Edward Percy Stebbing


Edward Percy Stebbing FRSE FRGS FZS was a pioneering English forester and forest entomologist in India. He was among the first to warn of desertification and desiccation and wrote on "The encroaching Sahara".
In 1935, he wrote of the "desert whose power is incalculable and whose silent and almost invisible approach must be difficult to estimate." He suggested that this was man-made and this led to a joint Anglo-French forestry mission from December 1936 to February 1937 that toured northern Nigeria and Niger to assess the danger of desertification.

Life

He was born in London on 4 January 1872 the second son of Edward Charles Stebbing. He was educated at St Paul's School, London. He then studied at the Royal Engineering College and Coopers Hill College.

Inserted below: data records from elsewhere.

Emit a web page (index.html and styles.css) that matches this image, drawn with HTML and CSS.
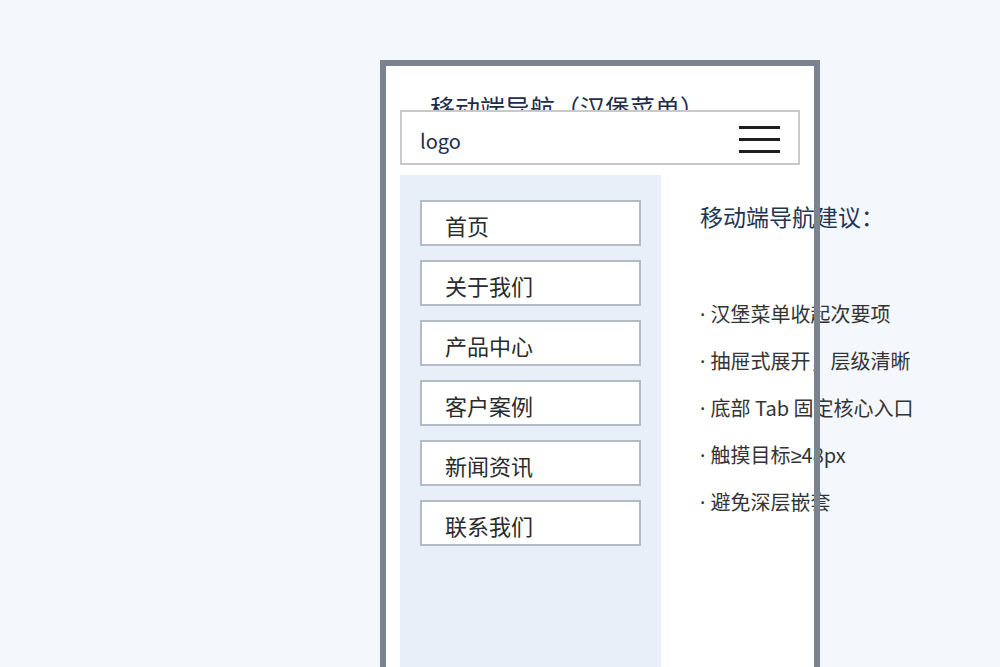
FILE: index.html
```html
<!DOCTYPE html>
<html lang="zh-CN">
<head>
  <meta charset="UTF-8" />
  <meta name="viewport" content="width=device-width, initial-scale=1.0"/>
  <title>移动端导航（汉堡菜单）</title>
  <link rel="stylesheet" href="styles.css">
</head>
<body>
  <div class="stage">
    <div class="phone">
      <h1 class="title">移动端导航（汉堡菜单）</h1>
      <header class="topbar">
        <span class="logo">logo</span>
        <span class="burger"><i></i><i></i><i></i></span>
      </header>
      <div class="screen">
        <nav class="drawer">
          <div class="menu-item">首页</div>
          <div class="menu-item">关于我们</div>
          <div class="menu-item">产品中心</div>
          <div class="menu-item">客户案例</div>
          <div class="menu-item">新闻资讯</div>
          <div class="menu-item">联系我们</div>
        </nav>
        <div class="tips">
          <h2>移动端导航建议：</h2>
          <ul>
            <li><span class="latin">· </span>汉堡菜单收起次要项</li>
            <li><span class="latin">· </span>抽屉式展开，层级清晰</li>
            <li><span class="latin">· </span>底部 Tab 固定核心入口</li>
            <li><span class="latin">· </span>触摸目标<span class="latin">≥</span>48px</li>
            <li><span class="latin">· </span>避免深层嵌套</li>
          </ul>
        </div>
      </div>
    </div>
  </div>
</body>
</html>
```

FILE: styles.css
```css
html, body { margin: 0; height: 667px; overflow: hidden; }
body { background: #f4f7fb; font-family: "Noto Sans CJK SC", "Noto Sans", sans-serif; color: #333; }
.stage { padding: 60px 0 0 380px; }

.phone {
  position: relative; width: 440px; height: 640px; box-sizing: border-box;
  padding: 0 20px 0 20px; background: #fff; display: flex; flex-direction: column;
}
.phone::after {
  content: ""; position: absolute; inset: 0; border: 6px solid #7b838e; border-bottom: 0;
  pointer-events: none;
}

.title {
  margin: 0; padding: 32px 0 0 30px; font-size: 25px; line-height: 30px;
  font-weight: normal; color: #1d2d4c; white-space: nowrap;
}

.topbar {
  position: relative; margin-top: -12px; height: 55px; box-sizing: border-box;
  border: 2px solid #c9c9cb; background: #fff; display: flex; align-items: center;
  justify-content: space-between; padding: 0 18px 0 18px;
}
.logo { font-size: 20px; color: #1d2d4c; margin-top: 6px; }
.burger { display: flex; flex-direction: column; gap: 9px; width: 41px; margin-top: 4px; }
.burger i { display: block; height: 3px; background: #1e1e1e; }

.screen { flex: 1; display: flex; margin-top: 10px; }
.drawer {
  width: 261px; box-sizing: border-box; background: #e8eff8; padding: 25px 20px;
  display: flex; flex-direction: column; gap: 14px;
}
.menu-item {
  width: 221px; height: 46px; box-sizing: border-box; border: 2px solid #b3bbc6;
  background: #fff; padding: 6px 0 0 23px; font-size: 22px; line-height: 34px; color: #2b2b2b;
}

.tips { padding: 26px 0 0 39px; white-space: nowrap; }
.tips h2 { margin: 0; font-size: 23px; line-height: 30px; font-weight: normal; color: #1d3557; }
.tips ul { list-style: none; margin: 60px 0 0; padding: 0; }
.tips li { font-size: 20px; line-height: 46px; color: #333; }
.latin { font-family: "Noto Sans", sans-serif; }
```
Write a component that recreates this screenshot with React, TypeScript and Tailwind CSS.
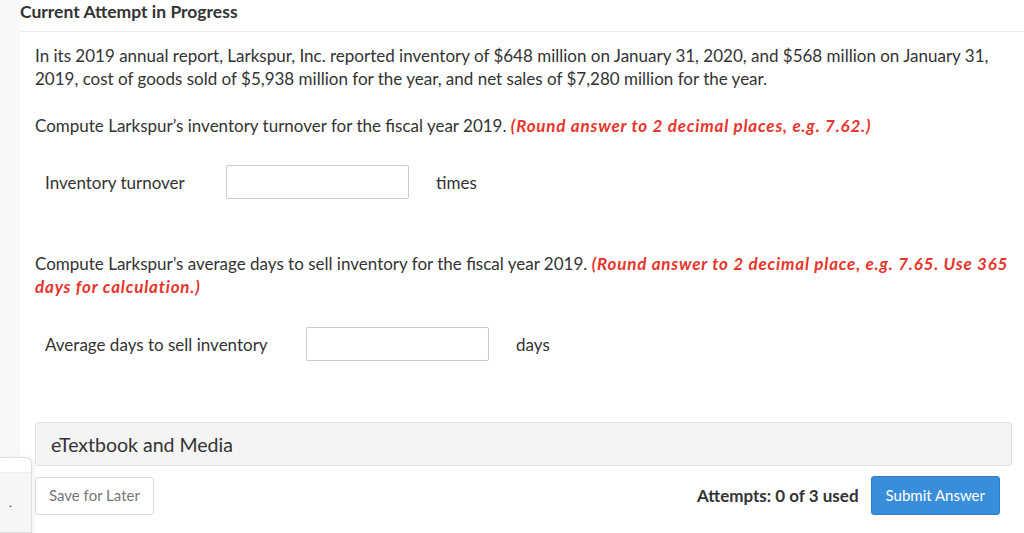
import React from 'react';

const font = { fontFamily: 'Lato, "Noto Sans", sans-serif' };

function AnswerRow({ label, unit, inputLeft }: { label: string; unit: string; inputLeft: string }) {
  return (
    <div className="flex items-center pl-[10px]">
      <span className={`${inputLeft} shrink-0 text-[17px] text-[#333]`}>{label}</span>
      <input className="h-[34px] w-[183px] rounded-[2px] border border-[#ccc] bg-white px-2 outline-none" />
      <span className="ml-[27px] text-[17px] text-[#333]">{unit}</span>
    </div>
  );
}

export default function App() {
  return (
    <div className="relative flex h-[533px] w-[1024px] overflow-hidden bg-white" style={font}>
      <div className="w-[20px] shrink-0 bg-[#f8f8f8]" />

      <div className="flex-1">
        <div className="h-[32px] border-b border-[#ececec]">
          <h2 className="pt-[1px] text-[17.5px] font-bold leading-[22px] text-[#333]">Current Attempt in Progress</h2>
        </div>

        <div className="pl-[15px] pr-[12px] pt-[12px] text-[17px] leading-[23px] text-[#333]">
          <p>
            In its 2019 annual report, Larkspur, Inc. reported inventory of $648 million on January 31, 2020, and $568 million on January 31, 2019, cost of goods sold of $5,938 million for the year, and net sales of $7,280 million for the year.
          </p>

          <p className="mt-[24px]">
            Compute Larkspur’s inventory turnover for the fiscal year 2019.{' '}
            <span className="font-bold italic tracking-[0.8px] text-[#e8352b]">(Round answer to 2 decimal places, e.g. 7.62.)</span>
          </p>

          <div className="mt-[28px]">
            <AnswerRow label="Inventory turnover" unit="times" inputLeft="w-[181px]" />
          </div>

          <p className="mt-[53px]">
            Compute Larkspur’s average days to sell inventory for the fiscal year 2019.{' '}
            <span className="font-bold italic tracking-[0.8px] text-[#e8352b]">(Round answer to 2 decimal place, e.g. 7.65. Use 365 days for calculation.)</span>
          </p>

          <div className="mt-[29px]">
            <AnswerRow label="Average days to sell inventory" unit="days" inputLeft="w-[261px]" />
          </div>

          <div className="mt-[61px] flex h-[44px] items-center rounded-[3px] border border-[#e0e0e0] bg-[#f4f4f4] px-[15px]">
            <span className="text-[19.5px] text-[#333]">eTextbook and Media</span>
          </div>

          <div className="mt-[10px] flex items-center">
            <button className="h-[38px] rounded-[3px] border border-[#ddd] bg-white px-[13px] text-[15px] text-[#777]">Save for Later</button>
            <div className="flex-1" />
            <span className="text-[17px] font-bold text-[#333]">Attempts: 0 of 3 used</span>
            <button className="ml-[12px] mr-[12px] h-[39px] rounded-[3px] border border-[#2f7fcf] bg-[#3a8ddb] px-[14px] text-[15px] text-white">Submit Answer</button>
          </div>
        </div>
      </div>

      <div className="absolute bottom-0 left-0 top-[457px] w-[32px] overflow-hidden rounded-tr-[6px] border border-l-0 border-[#ddd] bg-white shadow-[2px_0_4px_rgba(0,0,0,0.06)]">
        <div className="mt-[14px] h-full border-t border-[#eee] bg-[#f6f6f6] pl-[9px] pt-[24px] text-[12px] leading-none text-[#333]">.</div>
      </div>
    </div>
  );
}
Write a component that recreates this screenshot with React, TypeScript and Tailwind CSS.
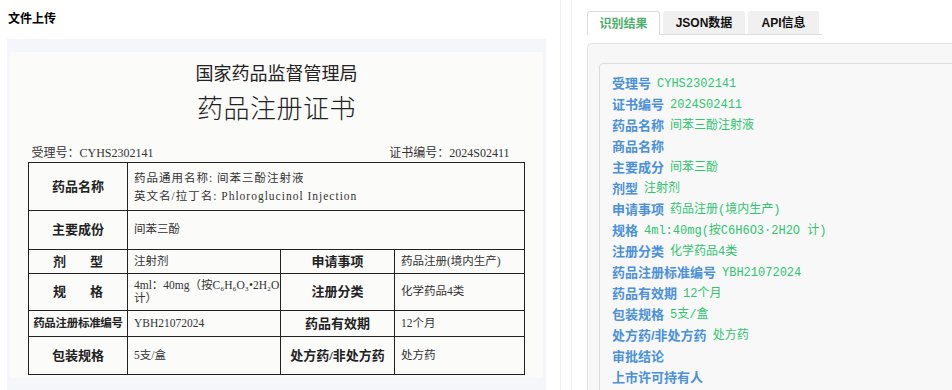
const fields: [string, string][] = [
  ['受理号', 'CYHS2302141'],
  ['证书编号', '2024S02411'],
  ['药品名称', '间苯三酚注射液'],
  ['商品名称', ''],
  ['主要成分', '间苯三酚'],
  ['剂型', '注射剂'],
  ['申请事项', '药品注册(境内生产)'],
  ['规格', '4ml:40mg(按C6H6O3·2H2O 计)'],
  ['注册分类', '化学药品4类'],
  ['药品注册标准编号', 'YBH21072024'],
  ['药品有效期', '12个月'],
  ['包装规格', '5支/盒'],
  ['处方药/非处方药', '处方药'],
  ['审批结论', ''],
  ['上市许可持有人', ''],
]

const cell = 'border border-[#222] p-0 align-middle'
const labelBase = `${cell} whitespace-nowrap text-center font-bold text-[#222]`
const labelCell = `${labelBase} text-[13px]`
const valueCell = `${cell} pl-[6px] text-[11.5px] text-[#333]`

function Spread({ a, b }: { a: string; b: string }) {
  return (
    <div className="mx-auto flex w-[50px] justify-between">
      <span>{a}</span>
      <span>{b}</span>
    </div>
  )
}

function Certificate() {
  return (
    <div className="flex h-[326px] flex-col items-center bg-[#fbfbfa] font-['Liberation_Serif','Noto_Sans_CJK_SC',serif]">
      <div className="mt-[11px] font-['Noto_Sans_CJK_SC',sans-serif] text-[18px] leading-[18px] text-[#222]">
        国家药品监督管理局
      </div>
      <div className="mt-[16px] text-[26px] font-light leading-[26px] tracking-[0.5px] text-[#222]">
        药品注册证书
      </div>

      <div className="mt-[23px] flex w-[496px] justify-between pl-[3px] pr-[15px] text-[12px] leading-[14px] text-[#333]">
        <span>受理号：CYHS2302141</span>
        <span>证书编号：2024S02411</span>
      </div>

      <table className="mt-[2px] w-[496px] table-fixed border-collapse">
        <colgroup>
          <col className="w-[99px]" />
          <col className="w-[153px]" />
          <col className="w-[114px]" />
          <col className="w-[130px]" />
        </colgroup>
        <tbody>
          <tr className="h-[48px]">
            <td className={labelCell}>药品名称</td>
            <td className={`${valueCell} tracking-[1px]`} colSpan={3}>
              <div className="leading-[18px]">药品通用名称: 间苯三酚注射液</div>
              <div className="leading-[18px]">英文名/拉丁名: Phloroglucinol Injection</div>
            </td>
          </tr>
          <tr className="h-[39px]">
            <td className={labelCell}>主要成份</td>
            <td className={valueCell} colSpan={3}>
              间苯三酚
            </td>
          </tr>
          <tr className="h-[24px]">
            <td className={labelCell}>
              <Spread a="剂" b="型" />
            </td>
            <td className={valueCell}>注射剂</td>
            <td className={labelCell}>申请事项</td>
            <td className={valueCell}>药品注册(境内生产)</td>
          </tr>
          <tr className="h-[37px]">
            <td className={labelCell}>
              <Spread a="规" b="格" />
            </td>
            <td className={`${valueCell} leading-[13px]`}>4ml：40mg（按C₆H₆O₃•2H₂O 计）</td>
            <td className={labelCell}>注册分类</td>
            <td className={valueCell}>化学药品4类</td>
          </tr>
          <tr className="h-[26px]">
            <td className={`${labelBase} text-[11.5px] tracking-[-0.3px]`}>药品注册标准编号</td>
            <td className={valueCell}>YBH21072024</td>
            <td className={labelCell}>药品有效期</td>
            <td className={valueCell}>12个月</td>
          </tr>
          <tr className="h-[38px]">
            <td className={labelCell}>包装规格</td>
            <td className={valueCell}>5支/盒</td>
            <td className={labelCell}>处方药/非处方药</td>
            <td className={valueCell}>处方药</td>
          </tr>
        </tbody>
      </table>
    </div>
  )
}

export default function App() {
  return (
    <div className="flex h-[390px] w-[952px] overflow-hidden bg-white font-['Liberation_Sans','Noto_Sans_CJK_SC',sans-serif]">
      {/* upload column */}
      <div className="w-[561px] shrink-0 border-r border-[#eef0f3] pl-[7px] pt-[11px]">
        <div className="pl-[1px] text-[12px] font-bold leading-[16px] text-black">文件上传</div>
        <div className="mt-[12px] h-[360px] w-[539px] bg-[#f4f6f9] pl-[3px] pr-[3px] pt-[13px]">
          <Certificate />
        </div>
      </div>

      {/* result column */}
      <div className="ml-[10px] min-w-0 flex-1 border-l border-[#eef0f3] pl-[15px] pt-[11px]">
        <div className="flex w-fit gap-[3px] border-b border-[#dddddd] pr-[3px] text-[12px] font-bold">
          <div className="-mb-px flex h-[24px] w-[73px] items-center justify-center rounded-t-[3px] border border-b-0 border-[#dddddd] bg-white text-[#4cae6a]">
            识别结果
          </div>
          <div className="flex h-[23px] w-[82px] items-center justify-center rounded-t-[3px] bg-[#f0f0f0] text-[#111]">
            JSON数据
          </div>
          <div className="flex h-[23px] w-[71px] items-center justify-center rounded-t-[3px] bg-[#f0f0f0] text-[#111]">
            API信息
          </div>
        </div>

        <div className="mt-[8px] h-[400px] w-[400px] rounded-[4px] border border-[#e3e3e3] bg-[#f7f7f7] pl-[11px] pt-[19px]">
          <div className="h-[400px] rounded-[4px] border border-[#dcdcdc] bg-[#f8f8f8] pl-[12px] pt-[9px]">
            {fields.map(([label, value]) => (
              <div key={label} className="flex h-[21px] items-center whitespace-nowrap">
                <span className="text-[13px] font-bold text-[#4a90dc]">{label}</span>
                {value && (
                  <span className="ml-[6px] font-['Liberation_Mono','Noto_Sans_CJK_SC',monospace] text-[12px] text-[#2ec56f]">
                    {value}
                  </span>
                )}
              </div>
            ))}
          </div>
        </div>
      </div>
    </div>
  )
}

He then studied at the University of Edinburgh and graduated MA.
From 1900 to 1910 he worked as Forest Entomologist and Zoologist for the Indian Forest Service.
In 1910 he returned to the University of Edinburgh as Professor of Forestry. He lived at 13 Wolseley Place, Edinburgh with his brother.
In the First World War he was a Second Lieutenant in the Royal Flying Corps.
In 1923 he was elected a Fellow of the Royal Society of Edinburgh. His proposers were Sir Edmund Taylor Whittaker, Ralph Allan Sampson, Arthur Crichton Mitchell and James Hartley Ashworth.
He retired in 1951 and died on 21 March 1960.

Family

In 1907 he married Maude Evelyn Brown.